CPU, load, and memory pressure

CPU usage and load average are often the first indicators of trouble. High load does not always mean high CPU use. It can also mean processes are stuck waiting on disk or blocked on another resource. That is why a load average should be interpreted against the number of CPU cores, not in isolation.

Memory usage is just as important. Linux uses free memory aggressively for cache, so the available field from free -h is more useful than raw free memory. Heavy swap activity usually means the system is under memory pressure. That can slow applications down dramatically and may lead to instability if it continues.
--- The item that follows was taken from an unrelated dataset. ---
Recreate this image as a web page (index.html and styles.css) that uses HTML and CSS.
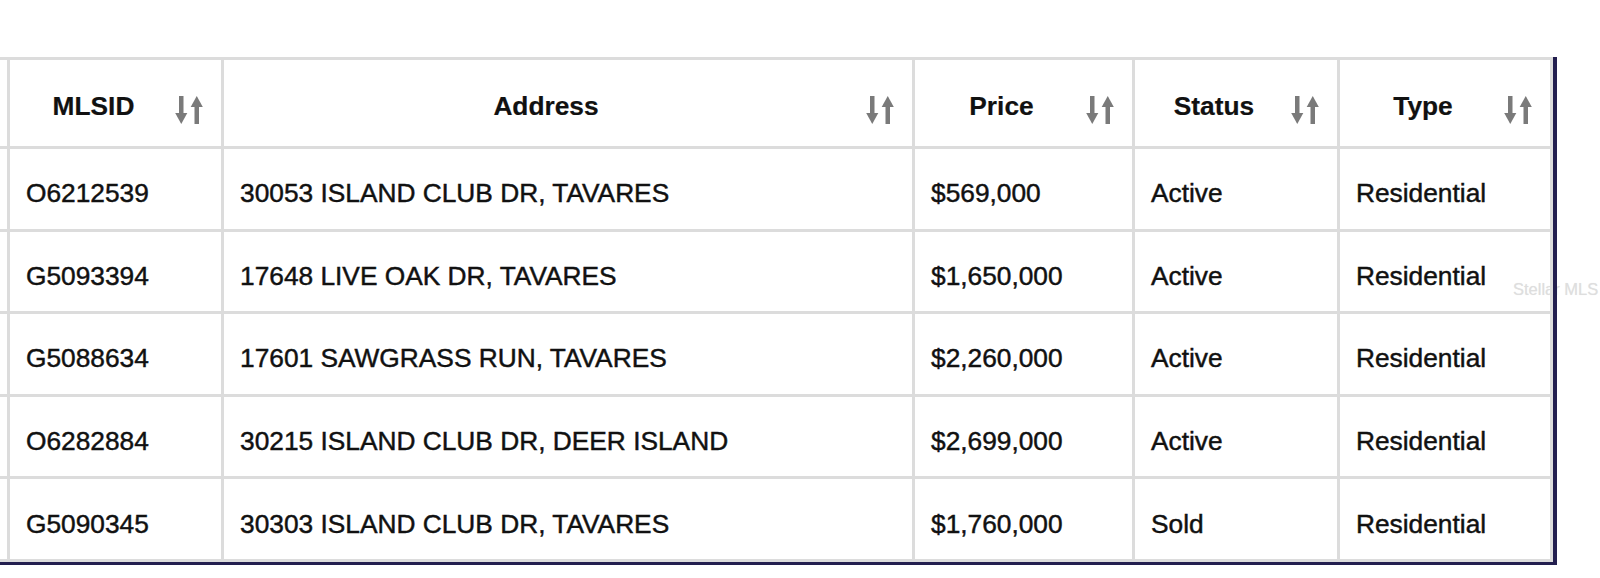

  • CPU: sustained high load, runaway processes, or stuck tasks
  • Memory: low available RAM, aggressive caching shifts, swap usage
  • Disk: high space use, inode exhaustion, log growth
  • Services: failed daemons such as sshd, nginx, cron, or databases
  • Network: interface failures, packet loss, DNS failures, endpoint reachability
  • Logs: repeated errors, denied access, authentication failures, kernel warnings

These checks align well with operational guidance found in vendor documentation such as Microsoft Learn and official Linux references like Red Hat Linux resources. The specific commands vary by distro, but the operational logic stays the same.

Planning A Bash-Based Health Check Script

The best health check script is focused. Do not try to build a universal monitor for every possible host on day one. A file server, a reverse proxy, and a database machine have different failure modes. Define the scope first, then decide what counts as healthy for that role.

Start by deciding what the script will do with its output. A quick terminal report is useful during testing, but production checks usually need one or more of these:

  • Write to a log file for history and troubleshooting
  • Print summary output for cron mail or manual review
  • Send alerts when thresholds are exceeded

Next, choose the commands you will rely on. For portability, favor tools found on most Linux distributions:

  • uptime or /proc/loadavg for load and uptime
  • free -h or /proc/meminfo for memory
  • df -h and df -i for storage and inode use
  • systemctl for service status on systemd hosts
  • ss for listening ports and active connections
  • ping for network reachability
  • journalctl for recent log review

Pro Tip

Build thresholds into variables, not hard-coded values. A database server and a small utility VM rarely need the same warning levels for disk, memory, or load.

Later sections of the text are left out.